Large-scale Learning to Rank using Boosted Decision Trees

Krysta M. Svore; Christopher J.C. Burges; Chris J.C. Burges; Krysta M. Svore

Large-scale Learning to Rank using Boosted Decision Trees

Krysta M. Svore ,
Christopher J.C. Burges ,
Chris J.C. Burges ,
Krysta M. Svore

in Scaling Up Machine Learning: Parallel and Distributed Approaches

Published by Cambridge University Press | 1985 | Scaling Up Machine Learning: Parallel and Distributed Approaches edition

Download BibTex

The Web search ranking task has become increasingly important due to the rapid growth of the internet.

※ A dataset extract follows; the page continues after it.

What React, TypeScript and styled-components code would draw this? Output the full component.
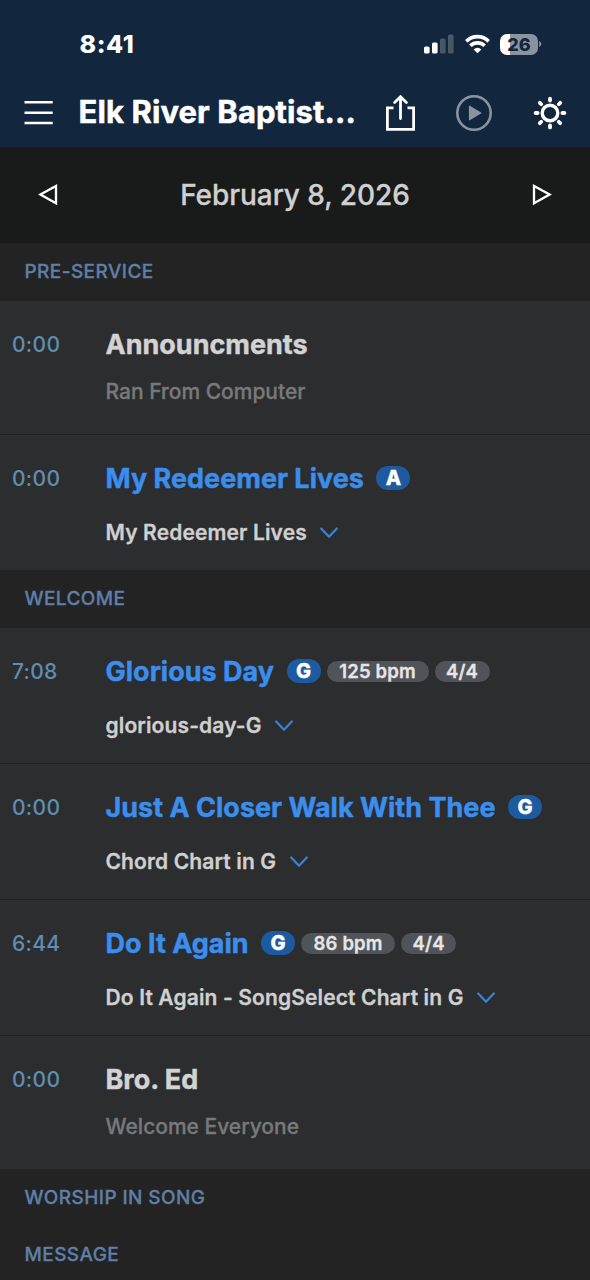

With the growth of the Web and the number of Web search users, the amount of available training data for learning Web ranking models has also increased. We investigate the problem of learning to rank on a cluster using Web search data composed of 140,000 queries and approximately fourteen million URLs. For datasets much larger than this, distributed computing will become essential, due to both speed and memory constraints. We compare to a baseline algorithm that has been carefully engineered to allow training on the full dataset using a single machine, in order to evaluate the loss or gain incurred by the distributed algorithms we consider. The underlying algorithm we use is a boosted tree ranking algorithm called LambdaMART, where a split at a given vertex in each decision tree is determined by the split criterion for a particular feature. Our contributions are two-fold. First, we implement a method for improving the speed of training when the training data fits in main memory on a single machine by distributing the vertex split computations of the decision trees. The model produced is equivalent to the model produced from centralized training, but achieves faster training times. Second, we develop a training method for the case where the training data size exceeds the main memory of a single machine. Our second approach easily scales to far larger datasets, i.e., billions of examples, and is based on data distribution. Results of our methods on a real-world Web dataset indicate significant improvements in training speed.